Nitrogen oxides are one of the compounds that go into the creation of ozone pollution and deposit nitrogen in Rocky Mountain National Park
The rule also allows companies that need five or more engines retrofitted to implement a companywide plan that will achieve the total reductions required, but necessarily from each engine.
Jennifer Biever, an attorney for the Joint Industrial Working Group, which represents companies affected by the rule, said that companywide rule would be needed by five or six companies. “But for those companies it is critical.”
A proposal from the National Parks Conservation Association suggesting that the commission require the use of electric engines, except where it is not feasible, drew opposition from both the industry and Xcel Energy, the state’s largest electricity provider.
Jim Hill, Xcel’s director of resource planning, said the utility has enough generating capacity to cover demand through 2025 but an all-electric engine proposal would require new generation and transmission sooner than planned. He estimated that going all-electric could boost the peak demand by as much as 14% or 1,000 megawatts.

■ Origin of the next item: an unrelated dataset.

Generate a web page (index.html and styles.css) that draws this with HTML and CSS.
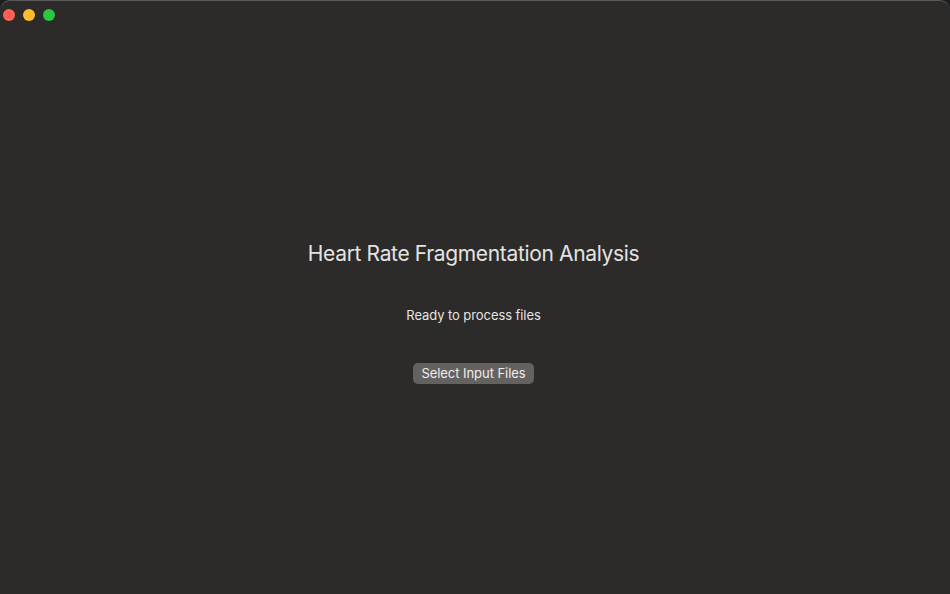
FILE: index.html
```html
<!DOCTYPE html>
<html>
<head>
<meta charset="utf-8">
<link rel="stylesheet" href="styles.css">
</head>
<body>
<div class="window">
  <div class="titlebar">
    <span class="light red"></span>
    <span class="light yellow"></span>
    <span class="light green"></span>
  </div>
  <main class="content">
    <h1 class="title">Heart Rate Fragmentation Analysis</h1>
    <p class="status">Ready to process files</p>
    <button class="btn">Select Input Files</button>
  </main>
</div>
</body>
</html>
```
FILE: styles.css
```css
html, body {
  margin: 0;
  padding: 0;
  width: 950px;
  height: 594px;
  background: #1e1e1e;
  overflow: hidden;
}
.window {
  width: 950px;
  height: 594px;
  box-sizing: border-box;
  background: #2c2b2a;
  border-top: 1px solid #5a5958;
  border-radius: 10px 10px 0 0;
  display: flex;
  flex-direction: column;
  font-family: Inter, "Noto Sans", sans-serif;
  color: #e6e5e4;
}
.titlebar {
  height: 27px;
  display: flex;
  align-items: center;
  gap: 8px;
  padding-left: 3px;
}
.light {
  width: 12px;
  height: 12px;
  border-radius: 50%;
  display: block;
}
.red { background: #fe5f57; }
.yellow { background: #febc2e; }
.green { background: #28c840; }
.content {
  display: flex;
  flex-direction: column;
  align-items: center;
  padding-top: 213px;
  padding-right: 3px;
}
.title {
  margin: 0;
  font-size: 21px;
  font-weight: 400;
  line-height: 26px;
  letter-spacing: -0.35px;
  color: #e4e3e2;
}
.status {
  margin: 40px 0 0 0;
  font-size: 13px;
  line-height: 16px;
  letter-spacing: -0.08px;
  color: #e4e3e2;
}
.btn {
  margin-top: 40px;
  height: 21px;
  padding: 0 8px;
  border: none;
  border-radius: 5px;
  background: #636261;
  color: #eeedec;
  font-family: Inter, "Noto Sans", sans-serif;
  font-size: 13px;
  line-height: 21px;
  letter-spacing: -0.05px;
}
```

Kathy Steerman, air quality manager for Extraction Oil and Gas, said “Extraction prefers to use electricity on these sites, but it is not always possible.” She said it takes a minimum of one year to upgrade transmission lines to get access to additional electricity.
While data cited by the national parks group showed that operating an electric engine is cheaper than a gas-powered one (most of the oil and gas industry engines use gas right from the wells), “getting electricity to the site is the big unknown,” said Neil Kolwey, industrial director for the Southwest Energy Efficiency Project. Kolwey was testifying for the parks group.
A third proposed regulation would tighten the level at which emissions at injection wells, used to store the oil-laden waste waters from drilling sites, must be controlled and require periodic sampling. There is also a proposed rule to require zero-release valves at oil and gas operations by May 2021.